Downstream impact: reformulation, substitution, and margin pressure
For food manufacturers, pistachios are rarely the largest cost input. But they are often a defining ingredient. That creates a different kind of decision problem.
Manufacturers are responding in several ways:
Reformulating recipes to reduce pistachio content while maintaining product positioning
Switching to alternative nuts such as almonds, hazelnuts, or cashews in lower-tier products
Segmenting product lines, reserving pistachios for premium SKUs
Renegotiating supply contracts with more flexible volume and pricing terms
Each option has trade-offs. Substitution affects taste and branding. Reformulation requires testing and regulatory checks. Premium segmentation risks volume loss.

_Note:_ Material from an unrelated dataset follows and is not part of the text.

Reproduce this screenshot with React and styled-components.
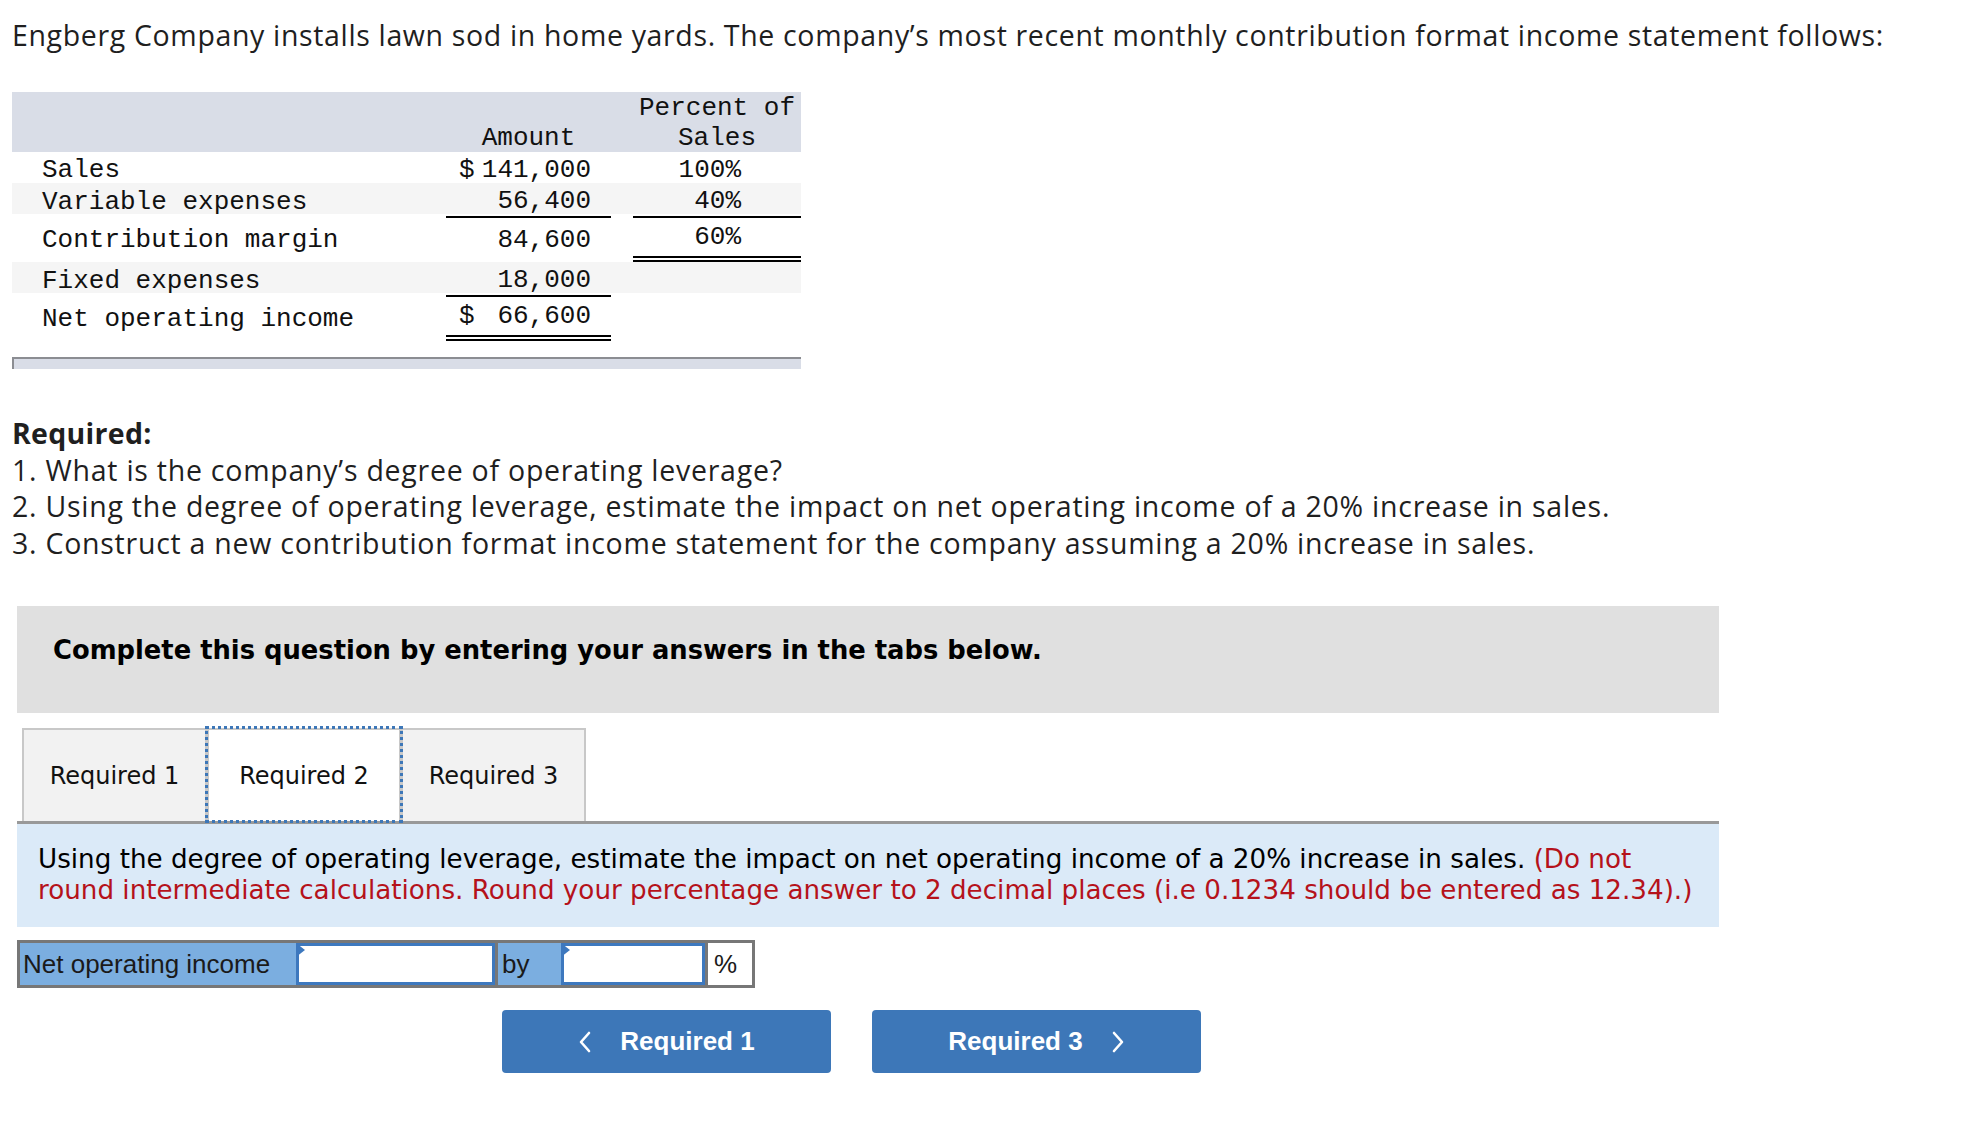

Retail pricing is also starting to reflect the shift. In some markets, pistachio-based products are already seeing noticeable price increases compared to other nut-based goods.
This is where a relatively small commodity starts to matter. Pistachios sit inside higher-value categories - chocolate, desserts, snacks - where margins are sensitive and brand perception is tied to ingredient quality.
A disruption upstream becomes a strategic decision downstream.
A market stress test in real time
What makes the current situation notable is not just the disruption itself, but how quickly it propagates. A concentrated production base, dependence on specific trade routes, quality-driven demand, and financial friction points are all interacting at once. The system has limited redundancy.
For operations and procurement teams, pistachios are becoming a case study in managing specialty commodities under geopolitical stress:
Diversification is necessary but constrained by product specifications
Inventory buffers help, but only temporarily
Supplier relationships and contract structures become critical leverage points
Real-time visibility into origin, transit, and pricing is no longer optional
The broader lesson is not about pistachios alone. It is about how small, high-value inputs can expose structural weaknesses in global supply chains. When disruption hits a concentrated market, scale does not protect you. Structure does.